Now we have some very simple equations that only depend on previous residuals and search directions.$ \b{r}_0 = \b{b} - A\b{x}_0$

$ \b{p}_1 = \b{r}_0$

$k = 1$

$ \textrm{repeat}$

$ \alpha_k = \frac{\b{r}_{k-1}^T\b{r}_{k-1}}{\b{p}_k^TA\b{p}_k}$ $\eqref{eq:step1}$

$ \b{x}_{k} = \b{x}_{k-1} + \alpha_k\b{p}_k$ $\eqref{eq:stepsol}$

$ \b{r}_{k} = \b{r}_{k-1} - \alpha_kA\b{p}_k$ $\eqref{eq:step3}$

$ \beta_k = \frac{\b{r}_{k}^T\b{r}_{k}}{\b{r}_{k-1}^T\b{r}_{k-1}}$ $\eqref{eq:step4}$

$ \b{p}_{k+1} = \b{r}_{k} + \beta_{kk} \b{p}_k$ $\eqref{eq:step5}$

$ k = k + 1$

$ \textrm{until } \b{r}_{k-1} \lt \epsilon$

$ \textrm{return } \b{x}_{k-1}$

Let's see how the conjugate gradient method behaves in a simple example. The function to be minimized must be quadratic, hence the elliptical contours.

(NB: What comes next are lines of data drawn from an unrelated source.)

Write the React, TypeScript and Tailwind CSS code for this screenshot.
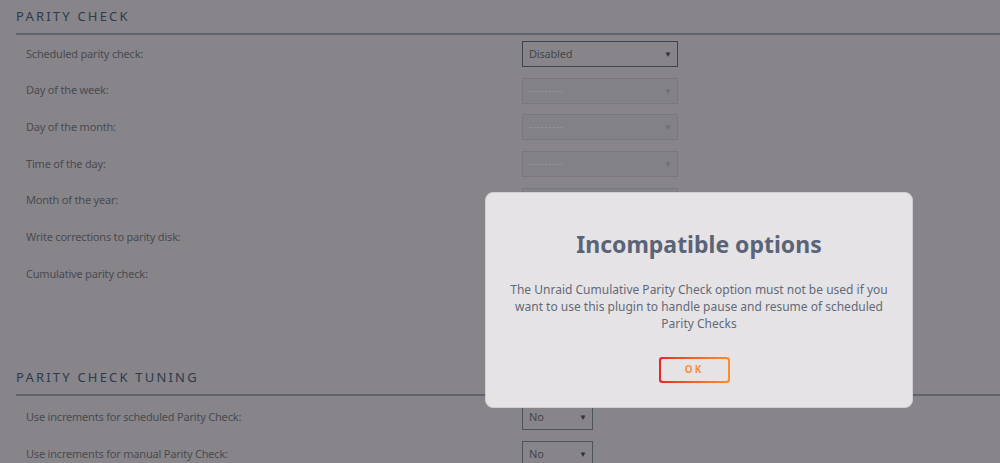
import type { ReactNode } from 'react'

const font = { fontFamily: '"Noto Sans", "Open Sans", sans-serif' }

function Select({ value, width = 'w-[156px]', disabled = false, strong = false }: { value: string; width?: string; disabled?: boolean; strong?: boolean }) {
  const border = strong ? 'border-[#3f4550]' : disabled ? 'border-[#79787c]' : 'border-[#4f535c]'
  const text = disabled ? 'text-[#9b9a9e] text-[9px] tracking-[1px]' : 'text-[#44464c] text-[11px] tracking-[-0.2px]'
  const arrow = disabled ? 'text-[#6f6e72]' : 'text-[#2f333b]'
  return (
    <div className={`flex h-[26px] ${width} items-center justify-between border ${border} ${disabled ? 'bg-[#828185]' : ''} pl-[6px] pr-[5px]`}>
      <span className={text}>{value}</span>
      <span className={`text-[8px] ${arrow}`}>▼</span>
    </div>
  )
}

function Row({ label, children }: { label: string; children?: ReactNode }) {
  return (
    <div className="flex h-[36.7px] items-center">
      <div className="w-[522px] pl-[26px] text-[11px] tracking-[-0.2px] text-[#4a4a51]">{label}</div>
      {children}
    </div>
  )
}

function Heading({ title }: { title: string }) {
  return (
    <div className="ml-[16px] border-b-2 border-[#60636e] pb-[6px]">
      <h2 className="text-[13px] tracking-[2.2px] text-[#2d3a4f]">{title}</h2>
    </div>
  )
}

export default function App() {
  return (
    <div className="relative h-[463px] w-[1000px] overflow-hidden bg-[#878589]" style={font}>
      <div className="pt-[7px]">
        <Heading title="PARITY CHECK" />
        <div className="pt-[1px]">
          <Row label="Scheduled parity check:">
            <Select value="Disabled" strong />
          </Row>
          <Row label="Day of the week:">
            <Select value="---------" disabled />
          </Row>
          <Row label="Day of the month:">
            <Select value="---------" disabled />
          </Row>
          <Row label="Time of the day:">
            <Select value="---------" disabled />
          </Row>
          <Row label="Month of the year:">
            <Select value="---------" disabled />
          </Row>
          <Row label="Write corrections to parity disk:">
            <Select value="No" />
          </Row>
          <Row label="Cumulative parity check:">
            <Select value="No" />
          </Row>
        </div>
        <div className="h-[76px]" />
        <Heading title="PARITY CHECK TUNING" />
        <div className="pt-[3px]">
          <Row label="Use increments for scheduled Parity Check:">
            <Select value="No" width="w-[71px]" />
          </Row>
          <Row label="Use increments for manual Parity Check:">
            <Select value="No" width="w-[71px]" />
          </Row>
        </div>
      </div>

      <div className="absolute left-[485px] top-[192px] flex h-[216px] w-[428px] flex-col items-center rounded-[8px] border border-[#cfcdd0] bg-[#e5e3e6] px-[16px]">
        <h1 className="mt-[34px] text-[23px] font-bold text-[#5a6476]">Incompatible options</h1>
        <p className="mt-[19px] text-center text-[12px] leading-[17px] text-[#636a77]">
          The Unraid Cumulative Parity Check option must not be used if you want to use this plugin to handle pause and resume of scheduled Parity Checks
        </p>
        <div className="mr-[10px] mt-[25px] rounded-[3px] bg-gradient-to-r from-[#e22828] to-[#ff8c2f] p-[2px]">
          <div className="flex h-[22px] w-[67px] items-center justify-center rounded-[2px] bg-[#e5e3e6]">
            <span className="text-[10px] font-bold tracking-[2px] text-[#f5903e]">OK</span>
          </div>
        </div>
      </div>
    </div>
  )
}
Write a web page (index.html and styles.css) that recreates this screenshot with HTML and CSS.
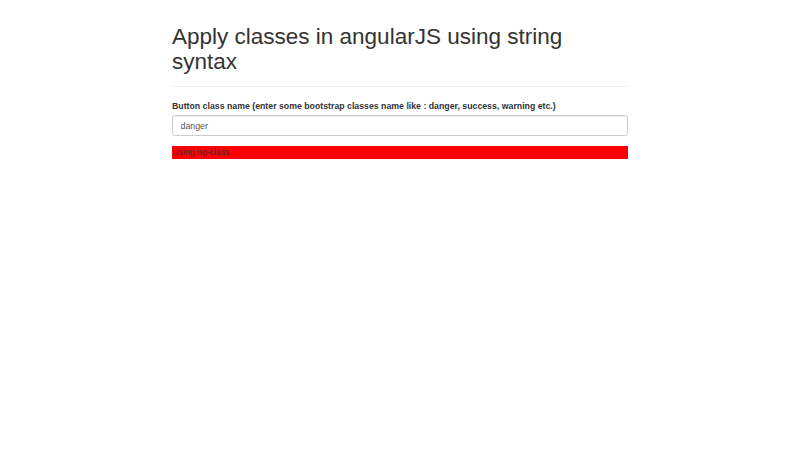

Click in the contour plot above to select the initial point for the conjugate gradient method. If infinite precision was used to calculate the steps, the method would achieve the minimum in two steps (the same size as the dimension of the problem). However, the algorithm can continue to improve its estimate if more steps are done.